From: Yaron Goland (Exchange) <yarong@Exchange.Microsoft.com>
Date: Sat, 23 Oct 1999 14:45:33 -0700
Message-ID: <078292D50C98D2118D090008C7E9C6A603C96785@STAY.platinum.corp.microsoft.com>
To: "'Geoffrey M. Clemm'" <geoffrey.clemm@rational.com>, w3c-dist-auth@w3.org
> Using the updated proposal where a process gets back a 302 when it
> tries to access a locked resource that has moved, word will have to
> update its path to the document the next time it accesses it for read
> or write.  When it does so, the user will know to look
> at the new place in a different process.
> 
> Also note that a user is already used to some difference 
> between what is
> seen in the process that has the lock and another process 
> that does not.
> In particular, any changes that have not yet been saved will 
> only appear
> in the process with the lock.

How long do you expect the original resource to remember the forwarding
information? So if you move foo/bar to foo/baz and someone else creates a
new resource at foo/bar then the forwarding from foo/bar to foo/baz will be
destroyed. These are file systems, they don't have long memories.

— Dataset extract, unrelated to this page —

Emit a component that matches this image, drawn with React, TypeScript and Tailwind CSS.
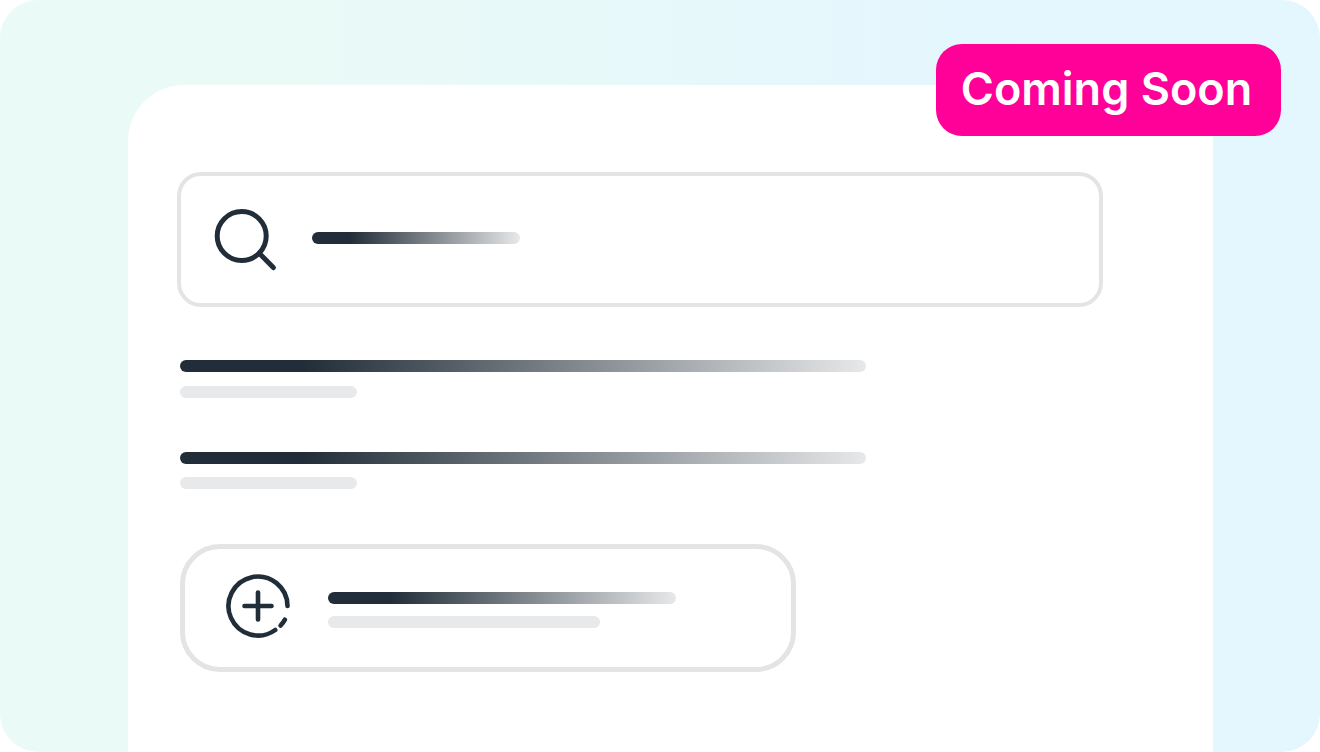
import React from "react";

function FadeBar({ className }: { className: string }) {
  return (
    <div
      className={`h-3 max-w-full rounded-full bg-[linear-gradient(90deg,#212d38_18%,#e7e8e9_100%)] ${className}`}
    />
  );
}

function MutedBar({ className }: { className: string }) {
  return <div className={`h-3 max-w-full rounded-full bg-[#e8e9eb] ${className}`} />;
}

function SearchIcon() {
  return (
    <svg
      className="size-16 shrink-0 overflow-visible"
      viewBox="0 0 64 64"
      fill="none"
      stroke="#212d38"
      strokeWidth="5"
      strokeLinecap="round"
      aria-hidden="true"
    >
      <circle cx="28.7" cy="30" r="24.5" />
      <path d="M46.5 47.5 60.3 61.6" />
    </svg>
  );
}

function AddIcon() {
  return (
    <svg
      className="size-16 shrink-0"
      viewBox="0 0 64 64"
      fill="none"
      stroke="#212d38"
      strokeWidth="4.6"
      strokeLinecap="round"
      aria-hidden="true"
    >
      <path d="M61.5 32A29.5 29.5 0 1 0 49.2 56" />
      <path d="M58.9 45.7Q57.2 48.8 54.6 51.5" />
      <path d="M32 18.5V45.5M18.5 32H45.5" />
    </svg>
  );
}

export default function App() {
  return (
    <main className="relative flex min-h-screen overflow-hidden rounded-[38px] bg-[linear-gradient(90deg,#e9faf7_24%,#e4f6fe_80%)] pt-[85px] pr-[107px] pl-32 font-[Inter,sans-serif]">
      <section className="min-w-0 flex-1 rounded-tl-[56px] bg-white pt-[87px]">
        <div className="pr-[110px] pl-[49px]">
          <label className="flex h-[135px] items-center rounded-3xl border-4 border-[#e4e4e4] pb-1 pl-8">
            <SearchIcon />
            <FadeBar className="ml-[35px] w-52" />
            <input
              type="search"
              aria-label="Search"
              className="min-w-0 flex-1 bg-transparent px-4 text-2xl outline-none"
            />
          </label>
        </div>

        <div className="px-[52px]">
          <ul className="mt-[53px] flex flex-col gap-[54px]">
            <li className="flex flex-col gap-[14px]">
              <FadeBar className="w-[686px]" />
              <MutedBar className="w-[177px]" />
            </li>
            <li className="flex flex-col gap-[13px]">
              <FadeBar className="w-[686px]" />
              <MutedBar className="w-[177px]" />
            </li>
          </ul>

          <button
            type="button"
            aria-label="Add"
            className="mt-[55px] flex h-32 w-[616px] max-w-full items-start rounded-[40px] border-5 border-[#e4e4e4] pt-[25px] pl-[41px]"
          >
            <AddIcon />
            <div className="ml-[38px] flex min-w-0 flex-1 flex-col gap-3 pt-[18px]">
              <FadeBar className="w-[348px]" />
              <MutedBar className="w-[272px]" />
            </div>
          </button>
        </div>
      </section>

      <div className="absolute top-11 right-[39px] flex h-[92px] w-[345px] items-center justify-center rounded-[26px] bg-[#ff0099] pr-1 pb-1 text-[45px] leading-none font-semibold whitespace-nowrap text-white">
        Coming Soon
      </div>
    </main>
  );
}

Also, how do you think the UI in Hiro's word processor is going to tell him
about the name change? "Dear Hiro, someone decided to move your file for
you, it now lives at the following name." I can't ship that product, my
users would revolt.

> Probably somebody who had a good reason do so (perhaps fixing a bad
> copyright statement in her document).  In either case, there is no
> lost update problem, since she has no pending updates to the document
> (except for those only in her head, which we can't take responsibility
> for :-).

The only problem is that her document has mysteriously disappeared, even
though she locked it. Admittedly this can happen anyway if the admin
overrides her lock but that is a very rare circumstance and enough of a
disaster that the admin would be expected to send e-mail out to those
affected. The same would not be true here. If Joe comes along and moves the
entire directory and isn't aware that Irit had a locked file he would never
know he should tell Irit. So when Irit comes back her file is gone and she
has no idea what has happened. Even if Joe knew, it wouldn't be sufficient.
Irit wants her stuff staying where it is, that is why she took out the lock.
You seem to believe that locks are just there to protect content. That
simply isn't true. Locks are there to control the name for it is the name
which gives access to everything. By controlling the name you control where
the name can be moved as well as who can access the content pointed to by
the name. Locks are more about names then they are about content.

> 
> My generic response to this situation: locks are great for preventing
> lost updates.  You LOCK,GET,edit,PUT,UNLOCK.  The faster you 
> get in and
> out with your lock, the better.  If you want to leave the world locked
> up so that your job is easier, you're ignoring the needs of all the
> other people that need to get their jobs done.
> 

In our experience the over whelming majority of documents are one user at a
time. That is, one user edits and then hands over control to another user.
Locks prevent control from being transferred prematurely. They also prevent
unwanted changes to shared namespaces. While documents are often single
user, namespaces are often shared. 

Widespread use of collaborative editing is only now starting and is in its
most infant stages. For a very long time most documents will be used by one
and only one person and suffer the problems described in the previous
paragraph. In fact, according to our studies, the #1 mechanism used to
collaborate on a document is e-mail. Copies get sent around and someone acts
as a redactor.

> With the speed of development and deployment being forced by 
> "internet time",
> I believe the days of locking up the world to get long-term 
> stability are over.
> 

I don't know what is in the future, only what is in the present. WebDAV has
to be able to do what we can already do today before it can move into
uncharted territory. The locking proposal prevents scenarios that work today
and thus prevents WebDAV's adoption by file system based programs that exist
today.

> Cheers,
> Geoff
> 

The bottom line is the question of the relationship of names to locks. In
the file system world a name is the single most powerful piece of
information one has. The name is used to retrieve, to change, to control.
One of locking's most critical tasks is to provide for control over that
name. That is why WebDAV causes names to be locked along with content. This
wasn't an accident, it was a conscious choice based on experience shipping
editing systems that work against file systems.

Until the whole world moves over to powerful versioning systems we will have
to deal with file systems and in file systems, file names are king. Thus my
users MUST be able to pin down a name, own it and totally control it.

So long as there are file systems locks MUST control names.